WORK TO DO -
Can you transcribe every line exactly and leave the pictures behind?

#### RAW DATA

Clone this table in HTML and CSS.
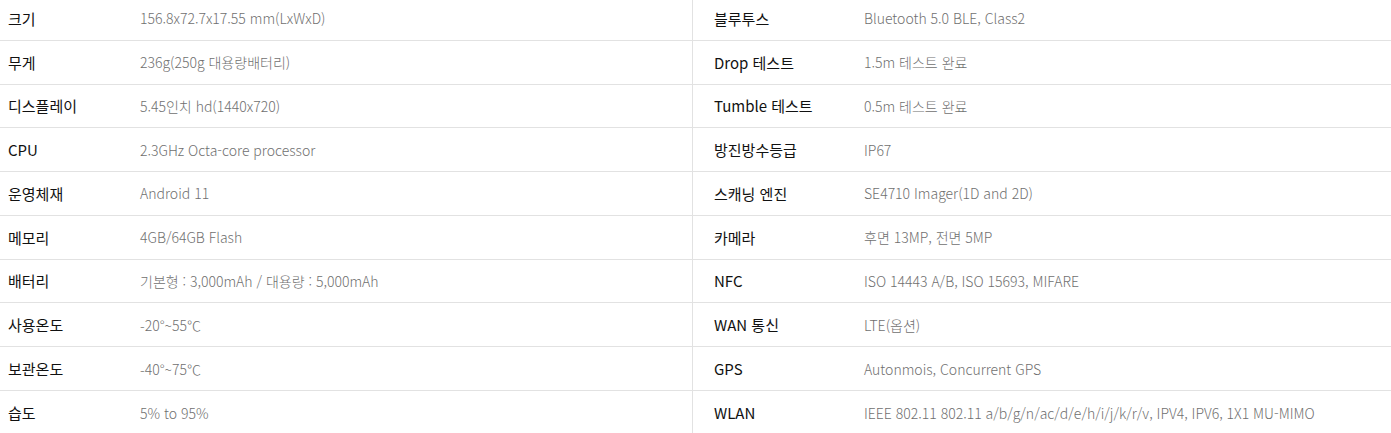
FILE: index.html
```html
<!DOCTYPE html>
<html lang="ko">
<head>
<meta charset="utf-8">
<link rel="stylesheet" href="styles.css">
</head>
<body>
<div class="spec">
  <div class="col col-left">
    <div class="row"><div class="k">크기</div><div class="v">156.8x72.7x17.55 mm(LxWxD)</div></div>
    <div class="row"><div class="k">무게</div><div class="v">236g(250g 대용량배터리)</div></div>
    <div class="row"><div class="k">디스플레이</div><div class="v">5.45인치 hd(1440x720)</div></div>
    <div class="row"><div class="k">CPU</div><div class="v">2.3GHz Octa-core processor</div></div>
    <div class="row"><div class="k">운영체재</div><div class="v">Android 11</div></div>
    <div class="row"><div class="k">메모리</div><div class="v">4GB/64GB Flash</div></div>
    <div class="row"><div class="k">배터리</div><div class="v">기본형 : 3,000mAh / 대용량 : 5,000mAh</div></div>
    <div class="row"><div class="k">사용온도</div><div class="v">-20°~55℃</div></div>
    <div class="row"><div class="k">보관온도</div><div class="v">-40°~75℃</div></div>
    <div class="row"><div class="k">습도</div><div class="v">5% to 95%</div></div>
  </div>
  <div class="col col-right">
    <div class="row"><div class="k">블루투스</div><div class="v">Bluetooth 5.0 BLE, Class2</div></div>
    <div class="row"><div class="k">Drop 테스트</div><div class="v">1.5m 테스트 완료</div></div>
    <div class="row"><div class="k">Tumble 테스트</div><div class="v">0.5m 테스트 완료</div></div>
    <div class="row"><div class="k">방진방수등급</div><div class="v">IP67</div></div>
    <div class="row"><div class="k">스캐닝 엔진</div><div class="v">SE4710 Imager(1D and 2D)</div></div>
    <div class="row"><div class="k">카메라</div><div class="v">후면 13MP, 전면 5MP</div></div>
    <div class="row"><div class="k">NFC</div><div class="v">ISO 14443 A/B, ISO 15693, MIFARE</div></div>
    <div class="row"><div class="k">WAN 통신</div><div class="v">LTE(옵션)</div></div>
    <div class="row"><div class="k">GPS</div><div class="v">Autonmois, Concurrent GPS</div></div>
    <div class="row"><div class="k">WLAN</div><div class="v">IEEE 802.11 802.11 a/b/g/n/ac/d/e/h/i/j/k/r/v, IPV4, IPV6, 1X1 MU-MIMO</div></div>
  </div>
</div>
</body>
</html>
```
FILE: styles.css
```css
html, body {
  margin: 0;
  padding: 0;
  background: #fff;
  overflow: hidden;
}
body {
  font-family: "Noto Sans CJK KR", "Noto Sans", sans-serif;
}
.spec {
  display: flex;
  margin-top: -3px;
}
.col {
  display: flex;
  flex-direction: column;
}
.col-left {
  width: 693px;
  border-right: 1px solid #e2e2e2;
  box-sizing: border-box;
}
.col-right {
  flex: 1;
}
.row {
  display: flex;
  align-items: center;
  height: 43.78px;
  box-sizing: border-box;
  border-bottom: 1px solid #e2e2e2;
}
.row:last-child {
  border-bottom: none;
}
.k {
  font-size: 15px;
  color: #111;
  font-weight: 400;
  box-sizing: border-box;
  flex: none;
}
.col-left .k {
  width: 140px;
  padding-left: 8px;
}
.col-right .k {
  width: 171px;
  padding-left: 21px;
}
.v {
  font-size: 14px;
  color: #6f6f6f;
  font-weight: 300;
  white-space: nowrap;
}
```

########

RESULT FOR THIS TASK -
Clone this table in HTML and CSS.
FILE: index.html
```html
<!DOCTYPE html>
<html lang="ko">
<head>
<meta charset="utf-8">
<link rel="stylesheet" href="styles.css">
</head>
<body>
<div class="spec">
  <div class="col col-left">
    <div class="row"><div class="k">크기</div><div class="v">156.8x72.7x17.55 mm(LxWxD)</div></div>
    <div class="row"><div class="k">무게</div><div class="v">236g(250g 대용량배터리)</div></div>
    <div class="row"><div class="k">디스플레이</div><div class="v">5.45인치 hd(1440x720)</div></div>
    <div class="row"><div class="k">CPU</div><div class="v">2.3GHz Octa-core processor</div></div>
    <div class="row"><div class="k">운영체재</div><div class="v">Android 11</div></div>
    <div class="row"><div class="k">메모리</div><div class="v">4GB/64GB Flash</div></div>
    <div class="row"><div class="k">배터리</div><div class="v">기본형 : 3,000mAh / 대용량 : 5,000mAh</div></div>
    <div class="row"><div class="k">사용온도</div><div class="v">-20°~55℃</div></div>
    <div class="row"><div class="k">보관온도</div><div class="v">-40°~75℃</div></div>
    <div class="row"><div class="k">습도</div><div class="v">5% to 95%</div></div>
  </div>
  <div class="col col-right">
    <div class="row"><div class="k">블루투스</div><div class="v">Bluetooth 5.0 BLE, Class2</div></div>
    <div class="row"><div class="k">Drop 테스트</div><div class="v">1.5m 테스트 완료</div></div>
    <div class="row"><div class="k">Tumble 테스트</div><div class="v">0.5m 테스트 완료</div></div>
    <div class="row"><div class="k">방진방수등급</div><div class="v">IP67</div></div>
    <div class="row"><div class="k">스캐닝 엔진</div><div class="v">SE4710 Imager(1D and 2D)</div></div>
    <div class="row"><div class="k">카메라</div><div class="v">후면 13MP, 전면 5MP</div></div>
    <div class="row"><div class="k">NFC</div><div class="v">ISO 14443 A/B, ISO 15693, MIFARE</div></div>
    <div class="row"><div class="k">WAN 통신</div><div class="v">LTE(옵션)</div></div>
    <div class="row"><div class="k">GPS</div><div class="v">Autonmois, Concurrent GPS</div></div>
    <div class="row"><div class="k">WLAN</div><div class="v">IEEE 802.11 802.11 a/b/g/n/ac/d/e/h/i/j/k/r/v, IPV4, IPV6, 1X1 MU-MIMO</div></div>
  </div>
</div>
</body>
</html>
```
FILE: styles.css
```css
html, body {
  margin: 0;
  padding: 0;
  background: #fff;
  overflow: hidden;
}
body {
  font-family: "Noto Sans CJK KR", "Noto Sans", sans-serif;
}
.spec {
  display: flex;
  margin-top: -3px;
}
.col {
  display: flex;
  flex-direction: column;
}
.col-left {
  width: 693px;
  border-right: 1px solid #e2e2e2;
  box-sizing: border-box;
}
.col-right {
  flex: 1;
}
.row {
  display: flex;
  align-items: center;
  height: 43.78px;
  box-sizing: border-box;
  border-bottom: 1px solid #e2e2e2;
}
.row:last-child {
  border-bottom: none;
}
.k {
  font-size: 15px;
  color: #111;
  font-weight: 400;
  box-sizing: border-box;
  flex: none;
}
.col-left .k {
  width: 140px;
  padding-left: 8px;
}
.col-right .k {
  width: 171px;
  padding-left: 21px;
}
.v {
  font-size: 14px;
  color: #6f6f6f;
  font-weight: 300;
  white-space: nowrap;
}
```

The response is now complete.